TASK DETAILS. Copy out the whole listing exactly as written, leaving the pictures behind.

☆ ☆ ☆ ☆ ☆ ☆ ☆

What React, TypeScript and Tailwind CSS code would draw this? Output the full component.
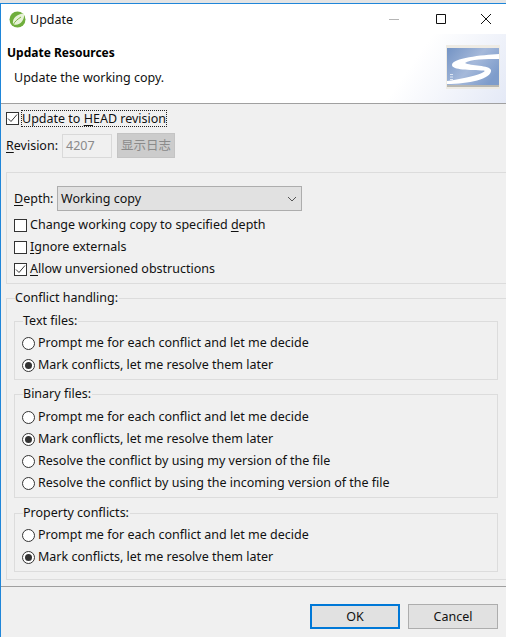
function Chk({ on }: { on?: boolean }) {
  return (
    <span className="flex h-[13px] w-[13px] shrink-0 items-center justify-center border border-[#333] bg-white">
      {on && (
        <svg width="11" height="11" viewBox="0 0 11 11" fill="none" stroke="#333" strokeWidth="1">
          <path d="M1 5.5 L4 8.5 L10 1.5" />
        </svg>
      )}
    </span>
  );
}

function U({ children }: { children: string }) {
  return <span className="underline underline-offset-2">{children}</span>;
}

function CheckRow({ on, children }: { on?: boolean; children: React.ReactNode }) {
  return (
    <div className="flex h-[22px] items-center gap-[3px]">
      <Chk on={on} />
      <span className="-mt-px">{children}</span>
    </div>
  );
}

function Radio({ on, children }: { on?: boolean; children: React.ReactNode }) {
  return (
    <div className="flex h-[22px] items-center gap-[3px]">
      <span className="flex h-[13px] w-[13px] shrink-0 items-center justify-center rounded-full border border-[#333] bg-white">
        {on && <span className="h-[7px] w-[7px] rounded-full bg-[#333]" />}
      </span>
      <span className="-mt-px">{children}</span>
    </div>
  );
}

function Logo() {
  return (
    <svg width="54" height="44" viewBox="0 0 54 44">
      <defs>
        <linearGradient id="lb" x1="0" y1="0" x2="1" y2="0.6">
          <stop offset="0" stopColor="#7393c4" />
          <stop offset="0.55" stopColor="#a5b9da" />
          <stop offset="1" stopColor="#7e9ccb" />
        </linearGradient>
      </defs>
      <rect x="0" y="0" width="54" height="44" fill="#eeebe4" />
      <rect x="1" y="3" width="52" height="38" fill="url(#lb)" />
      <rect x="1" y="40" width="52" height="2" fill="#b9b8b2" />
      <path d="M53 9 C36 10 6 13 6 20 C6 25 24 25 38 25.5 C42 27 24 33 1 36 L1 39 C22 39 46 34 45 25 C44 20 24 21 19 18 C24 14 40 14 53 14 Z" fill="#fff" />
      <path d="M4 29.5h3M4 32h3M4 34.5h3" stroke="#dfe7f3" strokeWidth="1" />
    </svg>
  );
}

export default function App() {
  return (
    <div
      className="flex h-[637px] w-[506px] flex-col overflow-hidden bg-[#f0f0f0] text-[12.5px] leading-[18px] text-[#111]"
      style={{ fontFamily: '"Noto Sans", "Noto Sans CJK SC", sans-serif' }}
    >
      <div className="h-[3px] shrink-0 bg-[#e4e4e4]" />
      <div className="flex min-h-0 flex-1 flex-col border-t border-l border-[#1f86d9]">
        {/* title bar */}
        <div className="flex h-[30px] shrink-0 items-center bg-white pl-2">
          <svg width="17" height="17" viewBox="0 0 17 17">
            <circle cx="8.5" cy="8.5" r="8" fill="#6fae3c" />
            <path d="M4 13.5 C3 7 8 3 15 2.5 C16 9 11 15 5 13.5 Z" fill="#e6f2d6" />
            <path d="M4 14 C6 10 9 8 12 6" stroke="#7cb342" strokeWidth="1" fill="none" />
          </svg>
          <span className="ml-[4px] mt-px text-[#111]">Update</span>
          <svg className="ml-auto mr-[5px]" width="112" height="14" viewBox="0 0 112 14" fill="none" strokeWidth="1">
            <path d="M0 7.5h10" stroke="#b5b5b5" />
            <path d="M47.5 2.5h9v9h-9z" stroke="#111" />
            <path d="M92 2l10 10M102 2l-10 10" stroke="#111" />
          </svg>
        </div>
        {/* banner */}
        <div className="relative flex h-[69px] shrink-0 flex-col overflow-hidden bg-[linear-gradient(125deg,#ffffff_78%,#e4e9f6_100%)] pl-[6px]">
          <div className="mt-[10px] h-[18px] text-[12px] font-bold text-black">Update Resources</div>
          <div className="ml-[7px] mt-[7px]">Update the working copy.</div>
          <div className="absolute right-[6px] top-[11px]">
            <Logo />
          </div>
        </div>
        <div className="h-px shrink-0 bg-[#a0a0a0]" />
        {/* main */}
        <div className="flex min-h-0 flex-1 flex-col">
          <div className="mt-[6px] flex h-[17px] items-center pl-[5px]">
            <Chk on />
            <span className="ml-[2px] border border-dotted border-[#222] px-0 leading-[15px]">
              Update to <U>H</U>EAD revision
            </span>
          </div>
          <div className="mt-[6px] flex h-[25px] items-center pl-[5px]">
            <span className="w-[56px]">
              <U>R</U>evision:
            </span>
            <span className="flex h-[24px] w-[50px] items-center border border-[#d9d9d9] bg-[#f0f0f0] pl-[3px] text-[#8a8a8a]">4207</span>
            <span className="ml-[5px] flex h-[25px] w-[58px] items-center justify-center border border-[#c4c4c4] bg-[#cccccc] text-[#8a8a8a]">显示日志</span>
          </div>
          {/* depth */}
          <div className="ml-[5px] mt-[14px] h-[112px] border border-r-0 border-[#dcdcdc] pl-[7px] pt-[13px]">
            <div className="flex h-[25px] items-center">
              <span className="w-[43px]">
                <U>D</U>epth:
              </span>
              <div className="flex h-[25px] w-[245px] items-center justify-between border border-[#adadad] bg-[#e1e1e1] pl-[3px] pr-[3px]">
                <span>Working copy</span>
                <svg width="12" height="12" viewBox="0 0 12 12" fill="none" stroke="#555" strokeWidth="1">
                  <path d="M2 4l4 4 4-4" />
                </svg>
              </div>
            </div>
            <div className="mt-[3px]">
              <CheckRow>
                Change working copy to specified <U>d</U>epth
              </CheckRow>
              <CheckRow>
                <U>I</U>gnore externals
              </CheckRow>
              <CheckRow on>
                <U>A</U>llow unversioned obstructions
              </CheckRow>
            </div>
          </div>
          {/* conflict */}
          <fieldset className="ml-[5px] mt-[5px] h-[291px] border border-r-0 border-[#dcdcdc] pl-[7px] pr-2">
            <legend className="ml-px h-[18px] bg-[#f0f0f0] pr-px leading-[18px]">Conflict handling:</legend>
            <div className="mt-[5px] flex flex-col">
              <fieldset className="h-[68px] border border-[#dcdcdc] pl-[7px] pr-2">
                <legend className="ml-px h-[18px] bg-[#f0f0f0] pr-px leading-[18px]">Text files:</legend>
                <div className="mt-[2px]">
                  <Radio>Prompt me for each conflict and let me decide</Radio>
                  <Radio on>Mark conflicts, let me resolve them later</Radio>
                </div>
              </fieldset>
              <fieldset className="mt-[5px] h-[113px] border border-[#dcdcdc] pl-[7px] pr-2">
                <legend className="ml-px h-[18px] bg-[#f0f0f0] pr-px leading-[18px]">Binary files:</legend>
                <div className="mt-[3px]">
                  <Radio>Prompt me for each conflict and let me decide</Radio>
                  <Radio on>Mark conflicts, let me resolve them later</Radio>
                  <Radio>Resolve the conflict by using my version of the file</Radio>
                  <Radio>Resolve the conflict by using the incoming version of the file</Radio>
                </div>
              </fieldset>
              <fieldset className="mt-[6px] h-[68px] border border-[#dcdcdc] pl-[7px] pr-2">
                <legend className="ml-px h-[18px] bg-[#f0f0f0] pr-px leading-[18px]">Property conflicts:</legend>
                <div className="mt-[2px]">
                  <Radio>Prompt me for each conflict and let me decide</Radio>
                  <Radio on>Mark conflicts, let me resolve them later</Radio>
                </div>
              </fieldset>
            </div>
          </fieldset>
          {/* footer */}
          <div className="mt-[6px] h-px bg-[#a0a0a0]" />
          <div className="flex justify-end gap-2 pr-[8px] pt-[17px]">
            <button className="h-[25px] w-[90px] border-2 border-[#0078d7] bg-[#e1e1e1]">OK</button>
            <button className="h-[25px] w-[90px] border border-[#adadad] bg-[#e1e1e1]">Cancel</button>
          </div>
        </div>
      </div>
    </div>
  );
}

☆ ☆ ☆ ☆ ☆ ☆ ☆

TASK ANSWER.
What React, TypeScript and Tailwind CSS code would draw this? Output the full component.
function Chk({ on }: { on?: boolean }) {
  return (
    <span className="flex h-[13px] w-[13px] shrink-0 items-center justify-center border border-[#333] bg-white">
      {on && (
        <svg width="11" height="11" viewBox="0 0 11 11" fill="none" stroke="#333" strokeWidth="1">
          <path d="M1 5.5 L4 8.5 L10 1.5" />
        </svg>
      )}
    </span>
  );
}

function U({ children }: { children: string }) {
  return <span className="underline underline-offset-2">{children}</span>;
}

function CheckRow({ on, children }: { on?: boolean; children: React.ReactNode }) {
  return (
    <div className="flex h-[22px] items-center gap-[3px]">
      <Chk on={on} />
      <span className="-mt-px">{children}</span>
    </div>
  );
}

function Radio({ on, children }: { on?: boolean; children: React.ReactNode }) {
  return (
    <div className="flex h-[22px] items-center gap-[3px]">
      <span className="flex h-[13px] w-[13px] shrink-0 items-center justify-center rounded-full border border-[#333] bg-white">
        {on && <span className="h-[7px] w-[7px] rounded-full bg-[#333]" />}
      </span>
      <span className="-mt-px">{children}</span>
    </div>
  );
}

function Logo() {
  return (
    <svg width="54" height="44" viewBox="0 0 54 44">
      <defs>
        <linearGradient id="lb" x1="0" y1="0" x2="1" y2="0.6">
          <stop offset="0" stopColor="#7393c4" />
          <stop offset="0.55" stopColor="#a5b9da" />
          <stop offset="1" stopColor="#7e9ccb" />
        </linearGradient>
      </defs>
      <rect x="0" y="0" width="54" height="44" fill="#eeebe4" />
      <rect x="1" y="3" width="52" height="38" fill="url(#lb)" />
      <rect x="1" y="40" width="52" height="2" fill="#b9b8b2" />
      <path d="M53 9 C36 10 6 13 6 20 C6 25 24 25 38 25.5 C42 27 24 33 1 36 L1 39 C22 39 46 34 45 25 C44 20 24 21 19 18 C24 14 40 14 53 14 Z" fill="#fff" />
      <path d="M4 29.5h3M4 32h3M4 34.5h3" stroke="#dfe7f3" strokeWidth="1" />
    </svg>
  );
}

export default function App() {
  return (
    <div
      className="flex h-[637px] w-[506px] flex-col overflow-hidden bg-[#f0f0f0] text-[12.5px] leading-[18px] text-[#111]"
      style={{ fontFamily: '"Noto Sans", "Noto Sans CJK SC", sans-serif' }}
    >
      <div className="h-[3px] shrink-0 bg-[#e4e4e4]" />
      <div className="flex min-h-0 flex-1 flex-col border-t border-l border-[#1f86d9]">
        {/* title bar */}
        <div className="flex h-[30px] shrink-0 items-center bg-white pl-2">
          <svg width="17" height="17" viewBox="0 0 17 17">
            <circle cx="8.5" cy="8.5" r="8" fill="#6fae3c" />
            <path d="M4 13.5 C3 7 8 3 15 2.5 C16 9 11 15 5 13.5 Z" fill="#e6f2d6" />
            <path d="M4 14 C6 10 9 8 12 6" stroke="#7cb342" strokeWidth="1" fill="none" />
          </svg>
          <span className="ml-[4px] mt-px text-[#111]">Update</span>
          <svg className="ml-auto mr-[5px]" width="112" height="14" viewBox="0 0 112 14" fill="none" strokeWidth="1">
            <path d="M0 7.5h10" stroke="#b5b5b5" />
            <path d="M47.5 2.5h9v9h-9z" stroke="#111" />
            <path d="M92 2l10 10M102 2l-10 10" stroke="#111" />
          </svg>
        </div>
        {/* banner */}
        <div className="relative flex h-[69px] shrink-0 flex-col overflow-hidden bg-[linear-gradient(125deg,#ffffff_78%,#e4e9f6_100%)] pl-[6px]">
          <div className="mt-[10px] h-[18px] text-[12px] font-bold text-black">Update Resources</div>
          <div className="ml-[7px] mt-[7px]">Update the working copy.</div>
          <div className="absolute right-[6px] top-[11px]">
            <Logo />
          </div>
        </div>
        <div className="h-px shrink-0 bg-[#a0a0a0]" />
        {/* main */}
        <div className="flex min-h-0 flex-1 flex-col">
          <div className="mt-[6px] flex h-[17px] items-center pl-[5px]">
            <Chk on />
            <span className="ml-[2px] border border-dotted border-[#222] px-0 leading-[15px]">
              Update to <U>H</U>EAD revision
            </span>
          </div>
          <div className="mt-[6px] flex h-[25px] items-center pl-[5px]">
            <span className="w-[56px]">
              <U>R</U>evision:
            </span>
            <span className="flex h-[24px] w-[50px] items-center border border-[#d9d9d9] bg-[#f0f0f0] pl-[3px] text-[#8a8a8a]">4207</span>
            <span className="ml-[5px] flex h-[25px] w-[58px] items-center justify-center border border-[#c4c4c4] bg-[#cccccc] text-[#8a8a8a]">显示日志</span>
          </div>
          {/* depth */}
          <div className="ml-[5px] mt-[14px] h-[112px] border border-r-0 border-[#dcdcdc] pl-[7px] pt-[13px]">
            <div className="flex h-[25px] items-center">
              <span className="w-[43px]">
                <U>D</U>epth:
              </span>
              <div className="flex h-[25px] w-[245px] items-center justify-between border border-[#adadad] bg-[#e1e1e1] pl-[3px] pr-[3px]">
                <span>Working copy</span>
                <svg width="12" height="12" viewBox="0 0 12 12" fill="none" stroke="#555" strokeWidth="1">
                  <path d="M2 4l4 4 4-4" />
                </svg>
              </div>
            </div>
            <div className="mt-[3px]">
              <CheckRow>
                Change working copy to specified <U>d</U>epth
              </CheckRow>
              <CheckRow>
                <U>I</U>gnore externals
              </CheckRow>
              <CheckRow on>
                <U>A</U>llow unversioned obstructions
              </CheckRow>
            </div>
          </div>
          {/* conflict */}
          <fieldset className="ml-[5px] mt-[5px] h-[291px] border border-r-0 border-[#dcdcdc] pl-[7px] pr-2">
            <legend className="ml-px h-[18px] bg-[#f0f0f0] pr-px leading-[18px]">Conflict handling:</legend>
            <div className="mt-[5px] flex flex-col">
              <fieldset className="h-[68px] border border-[#dcdcdc] pl-[7px] pr-2">
                <legend className="ml-px h-[18px] bg-[#f0f0f0] pr-px leading-[18px]">Text files:</legend>
                <div className="mt-[2px]">
                  <Radio>Prompt me for each conflict and let me decide</Radio>
                  <Radio on>Mark conflicts, let me resolve them later</Radio>
                </div>
              </fieldset>
              <fieldset className="mt-[5px] h-[113px] border border-[#dcdcdc] pl-[7px] pr-2">
                <legend className="ml-px h-[18px] bg-[#f0f0f0] pr-px leading-[18px]">Binary files:</legend>
                <div className="mt-[3px]">
                  <Radio>Prompt me for each conflict and let me decide</Radio>
                  <Radio on>Mark conflicts, let me resolve them later</Radio>
                  <Radio>Resolve the conflict by using my version of the file</Radio>
                  <Radio>Resolve the conflict by using the incoming version of the file</Radio>
                </div>
              </fieldset>
              <fieldset className="mt-[6px] h-[68px] border border-[#dcdcdc] pl-[7px] pr-2">
                <legend className="ml-px h-[18px] bg-[#f0f0f0] pr-px leading-[18px]">Property conflicts:</legend>
                <div className="mt-[2px]">
                  <Radio>Prompt me for each conflict and let me decide</Radio>
                  <Radio on>Mark conflicts, let me resolve them later</Radio>
                </div>
              </fieldset>
            </div>
          </fieldset>
          {/* footer */}
          <div className="mt-[6px] h-px bg-[#a0a0a0]" />
          <div className="flex justify-end gap-2 pr-[8px] pt-[17px]">
            <button className="h-[25px] w-[90px] border-2 border-[#0078d7] bg-[#e1e1e1]">OK</button>
            <button className="h-[25px] w-[90px] border border-[#adadad] bg-[#e1e1e1]">Cancel</button>
          </div>
        </div>
      </div>
    </div>
  );
}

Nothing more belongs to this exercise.